__Aim of the exercise__.
Count every line that has the word "React". Give the number, without anything more.
- - - - -
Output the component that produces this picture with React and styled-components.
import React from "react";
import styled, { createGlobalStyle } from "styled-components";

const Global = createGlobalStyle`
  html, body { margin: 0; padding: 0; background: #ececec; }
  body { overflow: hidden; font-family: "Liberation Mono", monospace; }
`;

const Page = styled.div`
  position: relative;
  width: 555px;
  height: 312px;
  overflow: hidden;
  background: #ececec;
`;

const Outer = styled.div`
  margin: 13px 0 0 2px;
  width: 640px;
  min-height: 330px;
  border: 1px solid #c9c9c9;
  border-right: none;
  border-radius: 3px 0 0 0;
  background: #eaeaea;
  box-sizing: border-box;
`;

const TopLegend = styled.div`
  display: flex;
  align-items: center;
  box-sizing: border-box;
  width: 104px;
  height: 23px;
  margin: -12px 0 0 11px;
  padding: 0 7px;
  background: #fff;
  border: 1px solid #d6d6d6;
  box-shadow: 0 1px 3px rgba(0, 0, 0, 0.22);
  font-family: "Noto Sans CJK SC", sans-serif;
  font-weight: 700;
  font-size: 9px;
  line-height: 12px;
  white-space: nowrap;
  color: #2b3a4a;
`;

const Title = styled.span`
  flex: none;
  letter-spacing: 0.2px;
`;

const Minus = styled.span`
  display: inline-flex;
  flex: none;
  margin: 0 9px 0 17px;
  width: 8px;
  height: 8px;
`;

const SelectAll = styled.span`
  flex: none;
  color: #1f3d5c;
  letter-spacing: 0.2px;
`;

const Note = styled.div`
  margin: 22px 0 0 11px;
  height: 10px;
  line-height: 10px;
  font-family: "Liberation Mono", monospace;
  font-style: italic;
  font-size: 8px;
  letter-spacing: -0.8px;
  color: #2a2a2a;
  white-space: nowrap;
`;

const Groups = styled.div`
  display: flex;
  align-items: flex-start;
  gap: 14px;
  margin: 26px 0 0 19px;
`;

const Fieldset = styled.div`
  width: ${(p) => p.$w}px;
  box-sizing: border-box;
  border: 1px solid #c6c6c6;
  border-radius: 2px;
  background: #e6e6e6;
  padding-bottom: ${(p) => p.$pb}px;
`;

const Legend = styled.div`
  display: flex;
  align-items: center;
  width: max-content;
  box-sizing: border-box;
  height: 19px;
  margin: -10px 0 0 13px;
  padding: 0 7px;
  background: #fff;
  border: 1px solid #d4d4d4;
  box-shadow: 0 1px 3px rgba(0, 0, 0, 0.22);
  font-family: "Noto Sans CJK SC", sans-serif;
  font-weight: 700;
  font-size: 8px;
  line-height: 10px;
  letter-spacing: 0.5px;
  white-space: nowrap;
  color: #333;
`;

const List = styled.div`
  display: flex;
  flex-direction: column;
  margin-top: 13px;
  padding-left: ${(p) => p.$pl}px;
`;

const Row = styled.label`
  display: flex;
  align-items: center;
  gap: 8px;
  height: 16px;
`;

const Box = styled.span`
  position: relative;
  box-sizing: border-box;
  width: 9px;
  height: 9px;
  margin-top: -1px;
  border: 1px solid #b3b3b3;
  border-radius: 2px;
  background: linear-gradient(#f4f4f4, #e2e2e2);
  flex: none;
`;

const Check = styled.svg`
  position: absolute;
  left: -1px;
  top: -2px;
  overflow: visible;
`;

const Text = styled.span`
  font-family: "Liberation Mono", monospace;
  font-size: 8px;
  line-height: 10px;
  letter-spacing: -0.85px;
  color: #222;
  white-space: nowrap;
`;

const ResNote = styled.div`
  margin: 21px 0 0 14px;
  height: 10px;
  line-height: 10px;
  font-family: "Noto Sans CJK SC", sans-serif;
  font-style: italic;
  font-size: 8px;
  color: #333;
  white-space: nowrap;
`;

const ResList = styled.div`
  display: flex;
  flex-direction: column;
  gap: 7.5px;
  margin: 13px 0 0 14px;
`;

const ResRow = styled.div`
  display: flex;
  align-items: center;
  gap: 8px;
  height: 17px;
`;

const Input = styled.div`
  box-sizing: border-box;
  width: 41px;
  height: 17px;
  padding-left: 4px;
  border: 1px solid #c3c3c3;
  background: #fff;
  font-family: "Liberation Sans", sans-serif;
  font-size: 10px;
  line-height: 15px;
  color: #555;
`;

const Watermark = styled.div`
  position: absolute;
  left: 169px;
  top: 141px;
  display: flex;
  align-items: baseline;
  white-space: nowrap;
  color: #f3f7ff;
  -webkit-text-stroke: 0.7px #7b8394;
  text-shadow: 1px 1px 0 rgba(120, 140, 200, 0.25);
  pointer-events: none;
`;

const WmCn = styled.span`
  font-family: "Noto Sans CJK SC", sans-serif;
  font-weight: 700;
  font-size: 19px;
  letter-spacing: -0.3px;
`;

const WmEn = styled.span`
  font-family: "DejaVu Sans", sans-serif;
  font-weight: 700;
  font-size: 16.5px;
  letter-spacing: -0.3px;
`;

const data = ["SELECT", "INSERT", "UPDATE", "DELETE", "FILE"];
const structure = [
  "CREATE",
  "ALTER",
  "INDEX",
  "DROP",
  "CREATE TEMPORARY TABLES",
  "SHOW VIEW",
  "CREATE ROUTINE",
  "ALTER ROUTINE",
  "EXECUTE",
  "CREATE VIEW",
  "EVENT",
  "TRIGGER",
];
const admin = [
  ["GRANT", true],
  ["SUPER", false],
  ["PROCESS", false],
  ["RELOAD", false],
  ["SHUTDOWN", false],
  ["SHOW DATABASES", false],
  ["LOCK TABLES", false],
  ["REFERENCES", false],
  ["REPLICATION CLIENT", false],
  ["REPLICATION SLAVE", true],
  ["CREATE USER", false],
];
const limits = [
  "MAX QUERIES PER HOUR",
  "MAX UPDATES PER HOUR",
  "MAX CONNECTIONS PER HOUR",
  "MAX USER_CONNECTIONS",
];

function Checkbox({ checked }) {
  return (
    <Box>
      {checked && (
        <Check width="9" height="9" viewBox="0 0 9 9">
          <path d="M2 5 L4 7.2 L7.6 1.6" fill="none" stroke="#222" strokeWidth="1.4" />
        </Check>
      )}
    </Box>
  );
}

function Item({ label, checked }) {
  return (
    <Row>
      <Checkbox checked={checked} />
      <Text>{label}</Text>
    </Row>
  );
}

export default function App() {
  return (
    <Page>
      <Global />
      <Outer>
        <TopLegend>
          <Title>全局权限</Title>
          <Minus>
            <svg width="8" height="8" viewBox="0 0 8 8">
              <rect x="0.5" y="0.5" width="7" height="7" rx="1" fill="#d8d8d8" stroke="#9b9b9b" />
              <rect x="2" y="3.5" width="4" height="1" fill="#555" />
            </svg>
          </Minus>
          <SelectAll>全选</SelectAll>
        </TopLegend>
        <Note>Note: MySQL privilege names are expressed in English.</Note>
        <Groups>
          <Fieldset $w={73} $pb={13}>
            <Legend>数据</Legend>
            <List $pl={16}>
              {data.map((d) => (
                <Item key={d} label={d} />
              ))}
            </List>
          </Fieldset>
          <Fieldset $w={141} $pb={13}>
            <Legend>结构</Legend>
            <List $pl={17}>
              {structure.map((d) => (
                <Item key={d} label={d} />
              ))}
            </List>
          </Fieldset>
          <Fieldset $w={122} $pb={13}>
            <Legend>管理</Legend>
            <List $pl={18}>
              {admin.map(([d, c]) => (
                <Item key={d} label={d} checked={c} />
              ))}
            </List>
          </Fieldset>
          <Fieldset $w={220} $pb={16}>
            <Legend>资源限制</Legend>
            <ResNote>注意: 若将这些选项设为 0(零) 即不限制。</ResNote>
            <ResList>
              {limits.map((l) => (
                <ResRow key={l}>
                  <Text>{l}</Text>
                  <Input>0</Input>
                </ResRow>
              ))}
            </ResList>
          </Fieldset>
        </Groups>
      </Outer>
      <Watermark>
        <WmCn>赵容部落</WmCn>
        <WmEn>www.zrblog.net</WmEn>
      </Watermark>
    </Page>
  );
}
- - - - -
__The result__.
2